Louise Waern, a veteran communications professional with Zooma Marketing and Communications of Sweden, shared six reasons for moving from sending monthly newsletters to blogging.

Her reasons are spot on for lawyers and law firms. With a little annotation by me, here they here.

  • Get searchable. Blog content is indexed by Google, meaning the blog itself and each of your posts is searchable by a wide audience. Blogs also rank near the top of search results. Most newsletters are not indexed by Google nor searchable online. Those newsletters which are “stored” on a website may in theory be indexed by Google, but tend to be buried and rank poorly, at best on Google.
  • Frequent communication. Most newsletters are sent out once or twice a month. A blog can be updated frequently, especially important when others are blogging on a timely topic. When a marketing department is assisting in publishing and distributing content written by lawyers, it is is far easier for marketing to post a single post on one subject than to gather content from a lot of lawyers into one long newsletter. Blogs enable the reader to choose what they’d like to read by browsing the title of one post in the subject of an email or RSS aggregator.
  • Let your subscribers share posts to a broader audience. There are more people interested in your insight and commentary than you’ll ever know. Newsletters are sent to a defined group—a defined number of email addresses. A blog post is sent to everyone who has subscribed to the blog, but a blog enables your subscribers to easily share your posts across other social media, including LinkedIn, Twitter and Facebook. With law bloggers receiving half of their traffic from social media today, it’s critical that your content is shared on social media, something not apt to happen with newsletters.
  • Communicate with, instead of talking to, your audience. Blogs, by their very nature have a conversational and engaging feel. Not only is the tone of language more informal, but blog posts tend to share and link to items a lawyer has read which in turn engages the thought leader cited and linkeded to. Because blog posts enable comments (admittedly you’ll get few) and are shared on social media, you and your content will be further engaged. As a result, you can start building a relationship with the people who are reading your blog and start a dialogue instead of just a monologue.
  • Tailor the content to different personas. Your law firm’s target audience has different needs. They search for different types of legal information related to their consumer or business needs. You need to publish content for their specific interest. A newsletter is a static communication with different sorts of content thrown at everyone. You need to give your audience the ability to get what they want rather than what you as a law firm want them to get. Create different blogs for different types of content, for example one blog for family law and another blog for employment law.
  • Measure, analyse and continue the communication. With newsletters, it’s difficult, or impossible, to find out what content was most popular and by whom it was read.
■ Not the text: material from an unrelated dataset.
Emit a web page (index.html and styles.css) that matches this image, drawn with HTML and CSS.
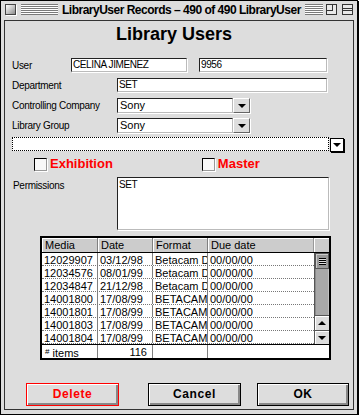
FILE: index.html
```html
<!DOCTYPE html>
<html lang="en">

<head>
    <meta charset="UTF-8">
    <meta name="viewport" content="width=device-width, initial-scale=1.0">
    <title>LibraryUser Records</title>
    <link rel="stylesheet" href="styles.css">
</head>

<body>
    <div class="window">
        <!-- Title Bar -->
        <div class="titlebar">
            <span class="close-box"></span>
            <span class="stripes stripes-left"></span>
            <span class="title">LibraryUser Records – 490 of 490 LibraryUser</span>
            <span class="stripes stripes-right"></span>
            <span class="win-box zoom-box">
                <svg width="11" height="11" viewBox="0 0 11 11">
                    <rect x="0.5" y="0.5" width="10" height="10" fill="#e8e8e8" stroke="#333" />
                    <rect x="0.5" y="0.5" width="6" height="6" fill="none" stroke="#333" />
                </svg>
            </span>
            <span class="win-box collapse-box">
                <svg width="11" height="11" viewBox="0 0 11 11">
                    <rect x="0.5" y="0.5" width="10" height="10" fill="#e8e8e8" stroke="#333" />
                    <line x1="1" y1="4.5" x2="10" y2="4.5" stroke="#333" />
                    <line x1="1" y1="6.5" x2="10" y2="6.5" stroke="#333" />
                </svg>
            </span>
        </div>

        <!-- Form Panel -->
        <div class="panel">
            <h1 class="heading">Library Users</h1>

            <div class="row row-user">
                <label class="label label-user">User</label>
                <div class="field field-name">CELINA JIMENEZ</div>
                <div class="field field-id">9956</div>
            </div>

            <div class="row row-dept">
                <label class="label">Department</label>
                <div class="field field-wide">SET</div>
            </div>

            <div class="row row-select">
                <label class="label">Controlling Company</label>
                <div class="select">
                    <div class="select-value">Sony</div>
                    <div class="select-btn"><span class="tri"></span></div>
                </div>
            </div>

            <div class="row row-select row-lib">
                <label class="label">Library Group</label>
                <div class="select">
                    <div class="select-value">Sony</div>
                    <div class="select-btn"><span class="tri"></span></div>
                </div>
            </div>

            <div class="row row-combo">
                <div class="combo-field"></div>
                <div class="combo-btn"><span class="tri"></span></div>
            </div>

            <div class="row row-checks">
                <div class="check check-exhibition">
                    <span class="check-box"></span>
                    <span class="check-label">Exhibition</span>
                </div>
                <div class="check check-master">
                    <span class="check-box"></span>
                    <span class="check-label">Master</span>
                </div>
            </div>

            <div class="row row-perm">
                <label class="label label-perm">Permissions</label>
                <div class="field textarea">SET</div>
            </div>

            <!-- Media List -->
            <div class="list">
                <div class="list-head">
                    <div class="cell">Media</div>
                    <div class="cell">Date</div>
                    <div class="cell">Format</div>
                    <div class="cell">Due date</div>
                    <div class="cell corner"></div>
                </div>
                <div class="list-body">
                    <div class="list-rows">
                        <div class="list-row"><div class="cell">12029907</div><div class="cell">03/12/98</div><div class="cell">Betacam D</div><div class="cell">00/00/00</div></div>
                        <div class="list-row"><div class="cell">12034576</div><div class="cell">08/01/99</div><div class="cell">Betacam D</div><div class="cell">00/00/00</div></div>
                        <div class="list-row"><div class="cell">12034847</div><div class="cell">21/12/98</div><div class="cell">Betacam D</div><div class="cell">00/00/00</div></div>
                        <div class="list-row"><div class="cell">14001800</div><div class="cell">17/08/99</div><div class="cell">BETACAM D</div><div class="cell">00/00/00</div></div>
                        <div class="list-row"><div class="cell">14001801</div><div class="cell">17/08/99</div><div class="cell">BETACAM D</div><div class="cell">00/00/00</div></div>
                        <div class="list-row"><div class="cell">14001803</div><div class="cell">17/08/99</div><div class="cell">BETACAM D</div><div class="cell">00/00/00</div></div>
                        <div class="list-row"><div class="cell">14001804</div><div class="cell">17/08/99</div><div class="cell">BETACAM D</div><div class="cell">00/00/00</div></div>
                    </div>
                    <div class="scrollbar">
                        <div class="scroll-thumb"><span class="grip"></span></div>
                        <div class="scroll-track"></div>
                        <div class="scroll-arrow"><span class="tri tri-up"></span></div>
                        <div class="scroll-arrow"><span class="tri"></span></div>
                    </div>
                </div>
                <div class="list-foot">
                    <div class="cell"><span class="hash">#</span> items</div>
                    <div class="cell cell-count">116</div>
                    <div class="cell"></div>
                    <div class="cell"></div>
                </div>
            </div>

            <!-- Buttons -->
            <div class="actions">
                <button class="btn btn-delete">Delete</button>
                <button class="btn btn-cancel">Cancel</button>
                <button class="btn btn-ok">OK</button>
            </div>
        </div>
    </div>
</body>

</html>
```

FILE: styles.css
```css
/* Base */
body {
    margin: 0;
    background-color: #ffffff;
    font-family: 'Liberation Sans', Arial, sans-serif;
    font-size: 10px;
    color: #000000;
}

/* Window frame */
.window {
    box-sizing: border-box;
    width: 358px;
    height: 415px;
    border: 1px solid #000000;
    box-shadow: 1px 1px 0 #000000;
    background-color: #dddddd;
    padding: 0 3px 4px 3px;
    display: flex;
    flex-direction: column;
}

/* Title bar */
.titlebar {
    height: 19px;
    display: flex;
    align-items: flex-start;
    padding-top: 3px;
    box-sizing: border-box;
}

.close-box {
    width: 11px;
    height: 11px;
    box-sizing: border-box;
    margin-left: 1px;
    border: 1px solid #444444;
    background: linear-gradient(135deg, #ffffff 0%, #c8c8c8 50%, #8a8a8a 100%);
    box-shadow: 1px 1px 0 #ffffff;
}

.stripes {
    height: 11px;
    background: repeating-linear-gradient(to bottom, #7a7a7a 0, #7a7a7a 1px, #ffffff 1px, #ffffff 2px);
}

.stripes-left {
    width: 37px;
    margin-left: 5px;
}

.stripes-right {
    flex: 1;
    margin-left: 4px;
}

.title {
    margin-left: 4px;
    font-size: 12px;
    font-weight: bold;
    letter-spacing: -0.5px;
    line-height: 12px;
    white-space: nowrap;
}

.win-box {
    width: 11px;
    height: 11px;
    display: block;
}

.win-box svg {
    display: block;
}

.zoom-box {
    margin-left: 3px;
}

.collapse-box {
    margin-left: 5px;
    margin-right: 1px;
}

/* Inner panel */
.panel {
    flex: 1;
    border: 1px solid #333333;
    background-color: #dddddd;
    display: flex;
    flex-direction: column;
}

.heading {
    margin: 3px 0 0 0;
    padding-right: 10px;
    font-size: 18px;
    line-height: 20px;
    font-weight: bold;
    text-align: center;
}

/* Form rows */
.row {
    display: flex;
    align-items: center;
    padding-left: 7px;
}

.label {
    font-size: 10px;
    letter-spacing: -0.3px;
    width: 105px;
    flex-shrink: 0;
}

.row-user {
    margin-top: 14px;
    height: 14px;
}

.label-user {
    width: 59px;
}

.row-dept {
    margin-top: 6px;
    height: 14px;
}

.row-select {
    margin-top: 6px;
    height: 15px;
}

.row-lib {
    margin-top: 5px;
}

.field {
    box-sizing: border-box;
    height: 14px;
    background-color: #ffffff;
    border: 1px solid;
    border-color: #222222 #bbbbbb #bbbbbb #222222;
    box-shadow: 1px 1px 0 #ffffff;
    padding-left: 1px;
    font-size: 10px;
    line-height: 12px;
    letter-spacing: -0.4px;
    white-space: nowrap;
}

.field-name {
    width: 116px;
}

.field-id {
    width: 128px;
    margin-left: 12px;
}

.field-wide {
    width: 210px;
}

/* Popup select */
.select {
    display: flex;
    width: 133px;
    height: 15px;
    box-shadow: 1px 1px 0 #ffffff;
}

.select-value {
    flex: 1;
    box-sizing: border-box;
    background-color: #ffffff;
    border: 1px solid;
    border-color: #222222 #bbbbbb #bbbbbb #222222;
    padding-left: 2px;
    font-size: 11px;
    line-height: 13px;
}

.select-btn {
    width: 17px;
    box-sizing: border-box;
    background-color: #dddddd;
    border: 1px solid;
    border-color: #ffffff #666666 #666666 #ffffff;
    display: flex;
    align-items: center;
    justify-content: center;
}

.tri {
    width: 0;
    height: 0;
    border-left: 4px solid transparent;
    border-right: 4px solid transparent;
    border-top: 4px solid #000000;
}

.tri-up {
    border-top: none;
    border-bottom: 4px solid #000000;
}

/* Combo field */
.row-combo {
    margin-top: 4px;
    height: 16px;
    padding-left: 7px;
    align-items: flex-start;
}

.combo-field {
    box-sizing: border-box;
    width: 317px;
    height: 14px;
    background-color: #ffffff;
    border: 1px dotted #000000;
}

.combo-btn {
    box-sizing: border-box;
    width: 14px;
    height: 14px;
    margin-top: 1px;
    margin-left: 1px;
    background-color: #ffffff;
    border: 1px solid #000000;
    box-shadow: 1px 1px 0 #000000;
    display: flex;
    align-items: center;
    justify-content: center;
}

/* Checkboxes */
.row-checks {
    margin-top: 4px;
    height: 14px;
}

.check {
    display: flex;
    align-items: center;
}

.check-exhibition {
    margin-left: 22px;
}

.check-master {
    margin-left: 89px;
}

.check-box {
    box-sizing: border-box;
    width: 13px;
    height: 13px;
    background-color: #f8f8f8;
    border: 1px solid;
    border-color: #000000 #999999 #999999 #000000;
    box-shadow: 1px 1px 0 #ffffff;
}

.check-label {
    margin-left: 3px;
    color: #ff0000;
    font-size: 13px;
    font-weight: bold;
    line-height: 14px;
}

/* Permissions */
.row-perm {
    margin-top: 6px;
    height: 53px;
    align-items: flex-start;
}

.label-perm {
    margin-top: 3px;
    padding-left: 1px;
    width: 104px;
}

.textarea {
    width: 212px;
    height: 53px;
    padding-top: 1px;
}

/* Media list */
.list {
    box-sizing: border-box;
    width: 291px;
    margin: 6px 0 0 35px;
    border: 2px solid #000000;
    background-color: #ffffff;
    font-size: 11px;
}

.list-head,
.list-row,
.list-foot {
    display: grid;
    grid-template-columns: 56px 55px 55px 106px 15px;
}

.list-foot {
    grid-template-columns: 56px 55px 55px 121px;
    border-top: 1px solid #000000;
}

.list-head {
    height: 14px;
    border-bottom: 1px solid #000000;
}

.list-head .cell {
    background-color: #cccccc;
    box-shadow: inset 1px 1px 0 #ffffff;
    line-height: 14px;
    padding-left: 3px;
}

.cell {
    box-sizing: border-box;
    border-right: 1px solid #808080;
    padding-left: 2px;
    overflow: hidden;
    white-space: nowrap;
}

.list-head .cell:nth-child(4),
.list-head .corner,
.list-row .cell:nth-child(4),
.list-foot .cell:nth-child(4) {
    border-right: none;
}

.list-head .cell:nth-child(4) {
    border-right: 1px solid #999999;
}

.list-body {
    display: flex;
}

.list-rows {
    width: 272px;
}

.list-row {
    grid-template-columns: 56px 55px 55px 106px;
    height: 13px;
    box-sizing: border-box;
    border-bottom: 1px dotted #777777;
}

.list-row .cell {
    height: 12px;
    line-height: 14px;
}

.list-foot .cell {
    height: 13px;
    line-height: 14px;
}

.hash {
    font-size: 8px;
    vertical-align: 3px;
    padding-left: 1px;
}

.cell-count {
    text-align: right;
    padding-right: 5px;
}

/* Scrollbar */
.scrollbar {
    width: 15px;
    box-sizing: border-box;
    border-left: 1px solid #555555;
    display: flex;
    flex-direction: column;
}

.scroll-thumb {
    height: 16px;
    box-sizing: border-box;
    background-color: #999999;
    border: 1px solid #555555;
    box-shadow: inset 1px 1px 0 #cccccc;
    display: flex;
    align-items: center;
    justify-content: center;
}

.grip {
    width: 7px;
    height: 7px;
    background: repeating-linear-gradient(to bottom, #000000 0, #000000 1px, #dddddd 1px, #dddddd 2px);
}

.scroll-track {
    height: 46px;
    background-color: #a8a8a8;
    box-shadow: inset 1px 0 0 #8a8a8a, inset -1px 0 0 #c0c0c0;
}

.scroll-arrow {
    height: 15px;
    box-sizing: border-box;
    background-color: #dddddd;
    border-top: 1px solid #555555;
    box-shadow: inset 1px 1px 0 #ffffff;
    display: flex;
    align-items: center;
    justify-content: center;
}

.scroll-arrow:last-child {
    height: 14px;
}

/* Buttons */
.actions {
    display: flex;
    margin-top: 23px;
    padding-left: 21px;
}

.btn {
    box-sizing: border-box;
    width: 93px;
    height: 23px;
    border: 1px solid #000000;
    background-color: #dddddd;
    box-shadow: inset 1px 1px 0 #ffffff, inset -2px -2px 0 #888888;
    font-family: 'Liberation Sans', Arial, sans-serif;
    font-size: 12px;
    font-weight: bold;
    letter-spacing: 0.6px;
    color: #000000;
    padding: 0 0 1px 0;
}

.btn-delete {
    border-color: #ff0000;
    color: #ff0000;
}

.btn-cancel {
    margin-left: 29px;
}

.btn-ok {
    width: 92px;
    margin-left: 16px;
}
```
A blog post can easily be measured and analyzed. Who was it read by? Which blog posts gets the most views? This will give you an idea of what your audience is interested in and guide you in providing content of value going forward.

There are plenty of other reasons why publishing a blog works better for business development than a newsletter, including establishing the bloggers as trusted authorities in a niche.

Sure, there are times when using a newsletter may be more appropriate such as for sharing firm news or word of an event.

But at the end of the day, for getting legal insight and commentary to your audience, blogs have it over newsletters.